Johnson left the same ground on Friday with a haul of 4 for 61 after some unnerving short-pitch bowling.
Brisbane: Mitchell Johnson left the Gabba three years ago clobbered for 170 runs without taking an England wicket in an Ashes performance that cost him his place in the Australia attack.
He left the same ground on Friday with a haul of 4 for 61 after some unnerving short-pitch bowling, helping to skittle England for 136 in their first innings of the Ashes series. After also contributing 64 with the bat in Australia's first innings of 295, he has proven to the doubters that he belongs in Test cricket.
The Barmy Army had some songs ready to sing if Johnson failed, as they did when he struggled in England on the 2009 tour, but he's kept them silent on the first two days in Brisbane.
Johnson spent time working on his action with fast bowling great Dennis Lillee in Perth after missing selection for the winter Ashes tour. And he got a few short, sharp reminders about the bowling plans from Australia pace coach Craig McDermott at the lunch interval on Friday after he strayed down legside a few too many times. It worked.
"We probably didn't start with the ball the way we would have liked," Australia wicketkeeper Brad Haddin said. "Billy (McDermott) told the bowlers in no uncertain terms where he wanted things to be and we came back after the break and got out lengths right.
"Mitch has been bowling with some very good pace over the last few months," Haddin added, saying his pace was "outstanding" on Australia's recent limited-overs tour to India. "Today was just reward for the work he's put in.
"It's good to have him back. You always like to have a guy with Mitch's pace in your team. Any guy who can push the radar up near 150 Ks, no matter how well you're playing can make it uncomfortable for the opposition."
Ryan Harris removed England captain Alastair Cook with the total at 28, but the tourists appeared to be getting on top until Johnson dismissed Jonathan Trott just before lunch.
"That was a big momentum swing for us," Haddin said, playing down any suggestion that Johnson needed any kind of confidence boost. "I don't think he's had too many problems, he's a 200 Test wicket-taker. I'm comfortable with where Mitch is at."

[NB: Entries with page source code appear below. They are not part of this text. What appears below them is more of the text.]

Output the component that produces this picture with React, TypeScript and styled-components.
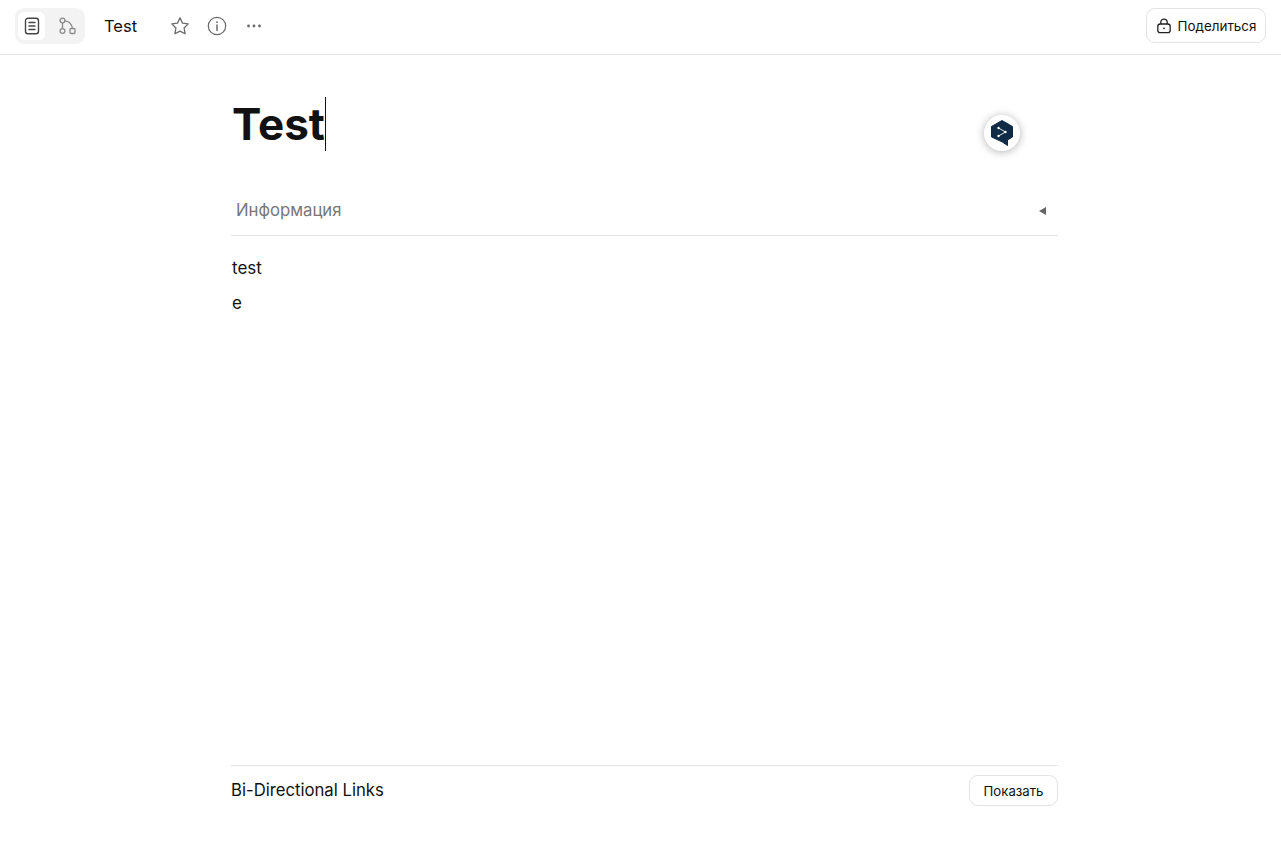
import styled, { createGlobalStyle } from "styled-components";

const GlobalStyle = createGlobalStyle`
  html, body {
    margin: 0;
    padding: 0;
    background: #fff;
    font-family: Inter, "Noto Sans", sans-serif;
    color: #111;
  }
  * { box-sizing: border-box; }
`;

const Page = styled.div`
  height: 842px;
  display: flex;
  flex-direction: column;
  overflow: hidden;
`;

const TopBar = styled.header`
  height: 55px;
  flex: none;
  display: flex;
  align-items: flex-start;
  padding: 8px 15px 0;
  border-bottom: 1px solid #e3e3e3;
`;

const ModeSwitch = styled.div`
  width: 70px;
  height: 36px;
  padding: 4px 3px;
  display: flex;
  gap: 8px;
  border-radius: 9px;
  background: #f3f3f3;
`;

const ModeButton = styled.div<{ $active?: boolean }>`
  width: 27px;
  height: 28px;
  display: flex;
  align-items: center;
  justify-content: center;
  border-radius: 6px;
  color: ${(p) => (p.$active ? "#444" : "#8a8a8a")};
  background: ${(p) => (p.$active ? "#fff" : "transparent")};
`;

const DocName = styled.div`
  margin: 7px 0 0 19px;
  width: 65px;
  font-size: 16.5px;
  font-weight: 400;
  line-height: 22px;
  color: #111;
`;

const IconRow = styled.div`
  margin-top: 7px;
  display: flex;
  align-items: center;
  gap: 15px;
  color: #6a6a6a;
`;

const IconSlot = styled.div`
  width: 22px;
  height: 22px;
  display: flex;
  align-items: center;
  justify-content: center;
`;

const ShareButton = styled.button`
  margin-left: auto;
  width: 120px;
  height: 35px;
  padding: 0;
  display: flex;
  align-items: center;
  justify-content: center;
  gap: 6px;
  background: #fff;
  border: 1px solid #e3e3e3;
  border-radius: 9px;
  font: 400 13.4px Inter, sans-serif;
  color: #111;
`;

const Content = styled.main`
  position: relative;
  flex: 1;
  width: 827px;
  margin-left: 231px;
`;

const Title = styled.h1`
  margin: 42px 0 0 1px;
  height: 54px;
  display: flex;
  align-items: center;
  font-size: 44px;
  font-weight: 700;
  line-height: 54px;
  color: #111;
`;

const Caret = styled.span`
  width: 1px;
  height: 54px;
  background: #111;
`;

const PropsHeader = styled.div`
  margin-top: 35px;
  height: 50px;
  padding: 0 12px 1px 5px;
  display: flex;
  align-items: center;
  justify-content: space-between;
  border-bottom: 1px solid #e3e3e3;
  font-size: 16.7px;
  color: #777;
`;

const Arrow = styled.span`
  width: 0;
  height: 0;
  margin-top: 1px;
  border-top: 4px solid transparent;
  border-bottom: 4px solid transparent;
  border-right: 7px solid #666;
`;

const Paragraph = styled.p<{ $first?: boolean }>`
  margin: ${(p) => (p.$first ? "21px" : "13px")} 0 0 1px;
  font-size: 17px;
  line-height: 22px;
  color: #111;
`;

const Footer = styled.footer`
  width: 827px;
  height: 77px;
  flex: none;
  margin-left: 231px;
  padding-top: 9px;
  border-top: 1px solid #e3e3e3;
  display: flex;
  align-items: flex-start;
  justify-content: space-between;
`;

const LinksTitle = styled.div`
  margin-top: 4px;
  font-size: 16.7px;
  font-weight: 400;
  line-height: 22px;
  color: #111;
`;

const ShowButton = styled.button`
  width: 89px;
  height: 31px;
  padding: 0;
  background: #fff;
  border: 1px solid #e3e3e3;
  border-radius: 9px;
  font: 400 13.2px Inter, sans-serif;
  color: #111;
`;

const TranslateBadge = styled.div`
  position: absolute;
  left: 753px;
  top: 60px;
  width: 36px;
  height: 36px;
  display: flex;
  align-items: center;
  justify-content: center;
  border-radius: 50%;
  background: #fff;
  box-shadow: 0 1px 8px rgba(0, 0, 0, 0.3);
`;

export default function App() {
  return (
    <Page>
      <GlobalStyle />
      <TopBar>
        <ModeSwitch>
          <ModeButton $active>
            <svg width="18" height="18" viewBox="0 0 18 18" fill="none" stroke="currentColor" strokeWidth="1.4" strokeLinecap="round">
              <rect x="2.5" y="1.2" width="13" height="15.6" rx="2.5" />
              <path d="M6 5.500h6M6 9h6M6 12.500h6" />
            </svg>
          </ModeButton>
          <ModeButton>
            <svg width="18" height="18" viewBox="0 0 18 18" fill="none" stroke="currentColor" strokeWidth="1.3">
              <circle cx="4.5" cy="3.5" r="2.4" />
              <circle cx="4.5" cy="14" r="2.4" />
              <rect x="12" y="11.5" width="5" height="5" rx="1" />
              <path d="M4.5 6v5.5M6.8 3.8c4 .2 6.700 2.500 7.700 7.700" />
            </svg>
          </ModeButton>
        </ModeSwitch>
        <DocName>Test</DocName>
        <IconRow>
          <IconSlot>
            <svg width="20" height="20" viewBox="0 0 20 20" fill="none" stroke="currentColor" strokeWidth="1.3" strokeLinejoin="round">
              <path d="M10 1.800l2.500 5.300 5.700.8-4.100 4.100 1 5.800L10 15.100 4.900 17.800l1-5.800L1.800 7.900l5.700-.8z" />
            </svg>
          </IconSlot>
          <IconSlot>
            <svg width="20" height="20" viewBox="0 0 20 20" fill="none" stroke="currentColor" strokeWidth="1.2" strokeLinecap="round">
              <circle cx="10" cy="10" r="8.700" />
              <path d="M10 9v5.500" strokeWidth="1.500" />
              <circle cx="10" cy="6.200" r=".9" fill="currentColor" stroke="none" />
            </svg>
          </IconSlot>
          <IconSlot>
            <svg width="16" height="4" viewBox="0 0 16 4" fill="currentColor">
              <circle cx="2.500" cy="2" r="1.400" />
              <circle cx="8" cy="2" r="1.400" />
              <circle cx="13.500" cy="2" r="1.400" />
            </svg>
          </IconSlot>
        </IconRow>
        <ShareButton>
          <svg width="16" height="16" viewBox="0 0 16 16" fill="none" stroke="#222" strokeWidth="1.300">
            <rect x="1.800" y="6" width="12.400" height="8.700" rx="2.500" />
            <path d="M4.800 6V4.300a3.200 3.200 0 0 1 6.400 0V6" />
            <circle cx="8" cy="10.300" r=".9" fill="#222" stroke="none" />
          </svg>
          Поделиться
        </ShareButton>
      </TopBar>
      <Content>
        <Title>
          Test
          <Caret />
        </Title>
        <TranslateBadge>
          <svg width="26" height="28" viewBox="0 0 26 28">
            <path d="M13 1.500L23.500 7.500V18L18.500 21V26.500L13 22.800L2.500 18V7.500Z" fill="#0f2b46" stroke="#0f2b46" strokeLinejoin="round" />
            <path d="M9.500 9L16.500 13L9.500 17" fill="none" stroke="#fff" strokeWidth=".9" />
            <circle cx="9.500" cy="9" r="1.200" fill="#fff" />
            <circle cx="16.500" cy="13" r="1.200" fill="#fff" />
            <circle cx="9.500" cy="17" r="1.200" fill="#fff" />
          </svg>
        </TranslateBadge>
        <PropsHeader>
          Информация
          <Arrow />
        </PropsHeader>
        <Paragraph $first>test</Paragraph>
        <Paragraph>e</Paragraph>
      </Content>
      <Footer>
        <LinksTitle>Bi-Directional Links</LinksTitle>
        <ShowButton>Показать</ShowButton>
      </Footer>
    </Page>
  );
}
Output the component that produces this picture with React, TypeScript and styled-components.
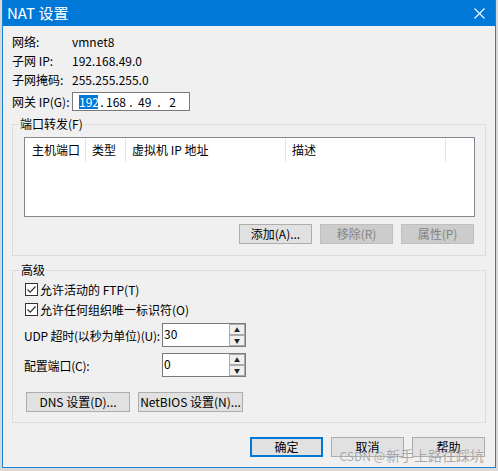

He peppered Michael Carberry, England's top scorer with 40, with two short-pitched balls before getting him out bowling around the wicket, then picked up two more wickets as the tourists lost six for nine in a 58-ball slide.
Johnson, now 32, made his Test debut in 2007 against Sri Lanka and his raw pace always made life difficult for batsmen, but his wayward line and length sometimes made him too unreliable for selection.
After his Gabba failure in 2010, he was recalled because of team-mates' injuries for the third Ashes Test at the WACA, and unleashed spells of 6 for 38 and 3 for 44. He was Man of the Match, the only one Australia won, as he took only six more wickets in the series.
Despite that, he had 205 wickets in 51 Tests leading into this series, with Australia desperate to avoid a fourth consecutive Ashes defeat.
Former Australia captain Allan Border lobbied for Johnson's recall for the series, seeing a better technique and promise. On the eve of the match, Border publicly said the pacemen should be let loose to rattle England, and that's exactly what Johnson did.
Carberry was quick to credit Johnson, but also said he'd be more prepared next innings. "Mitchell is a world-class performer. He definitely in terms of pace he would be up there with some of the quickest I've faced in my time," Carberry said. "More importantly, he put the ball in the right area, which is also going to be tough for anyone.
"In our preparations for the game we knew what he was going to bring. We weren't quite up to it today, but tomorrow is a new day and we have another innings to prove ourselves and I'm pretty confident we will do that."